4. Aux termes de l'article L. 821-1 du code de la sécurité sociale : " Les personnes de nationalité étrangère (...), ne peuvent bénéficier de l'allocation aux adultes handicapés que si elles sont en situation régulière au regard de la législation sur le séjour ou si elles sont titulaires d'un récépissé de demande de renouvellement de titre de séjour. Un décret fixe la liste des titres ou documents attestant la régularité de leur situation. (...) Le droit à l'allocation aux adultes handicapés est ouvert lorsque la personne ne peut prétendre, au titre d'un régime de sécurité sociale, d'un régime de pension de retraite ou d'une législation particulière, à un avantage de vieillesse ou d'invalidité, à l'exclusion de la prestation complémentaire pour recours à constante d'une tierce personne visée à l'article L. 355-1, ou à une rente d'accident du travail, à l'exclusion de la prestation complémentaire pour recours à tierce personne mentionnée à l'article L. 434-2, d'un montant au moins égal à cette allocation ". En application des dispositions combinées des articles D. 821-8 et D. 115-1 de ce code, le certificat de résidence de ressortissant algérien figure sur la liste des titres ou documents prévus à l'article L. 821-1. Enfin, les décrets n° 2017-710 et n° 2018-328 pris en application de l'article L. 821-23 de ce code ont fixé le montant mensuel de l'allocation adultes handicapés à 810,89 euros à compter du 1er avril 2017 et 819 euros à compter du 1er avril 2018.

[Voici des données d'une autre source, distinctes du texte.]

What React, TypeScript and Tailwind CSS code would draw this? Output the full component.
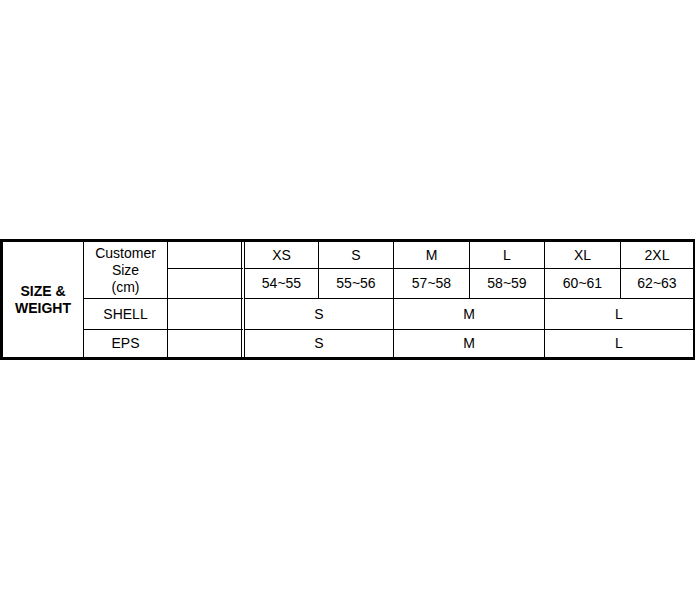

5. En premier lieu, il résulte de ce qui précède qu'en exécution du jugement du 13 juin 2017, le préfet de la Haute-Garonne aurait dû mettre M. B... en possession d'un certificat de résidence algérien au plus tard le 13 juillet 2017, ce qui lui aurait ouvert droit, en application des dispositions citées ci-dessus, au bénéfice de l'allocation adulte handicapé. Par suite, le préfet ne peut sérieusement soutenir que l'intéressé ne pouvait bénéficier de cette allocation au motif qu'il n'était titulaire, en raison même de l'inexécution du jugement, que d'une autorisation provisoire de séjour puis d'un récépissé. Ainsi, alors que le préfet ne conteste pas que M. B... remplissait les autres conditions prévues par ces dispositions pour bénéficier de cette allocation, M. B... est fondé à soutenir, ainsi que l'a jugé le tribunal, qu'il a été privé du bénéfice de cette allocation en raison du défaut d'exécution du jugement du 13 juin 2017 jusqu'au 17 avril 2018, date de l'arrêté préfectoral lui refusant la délivrance d'un titre de séjour à la suite de sa demande de réexamen du 20 juillet 2017. En revanche, dès lors que M. B... se prévaut uniquement de la faute résultant du défaut d'exécution du jugement en méconnaissance de l'autorité de la chose jugée, le point de départ de son préjudice n'est pas le 6 octobre 2015, date de dépôt de sa demande de titre de séjour, ni le 20 mai 2016, date de la décision de refus qui lui a été illégalement opposée, mais le 13 juillet 2017, qui marque l'échéance du délai d'exécution d'un mois qui avait été fixé par le tribunal administratif. Compte tenu du montant de l'allocation aux adultes handicapés pour une personne célibataire et sans enfant au titre de cette période, il y a lieu de fixer le préjudice financier ainsi subi à la somme de 7 302,51 euros.

6. En second lieu, les premiers juges n'ont pas fait une inexacte appréciation du préjudice moral subi par M. B... en raison de la situation de précarité dans laquelle il s'est trouvé en lui allouant à ce titre une somme de 1 000 euros.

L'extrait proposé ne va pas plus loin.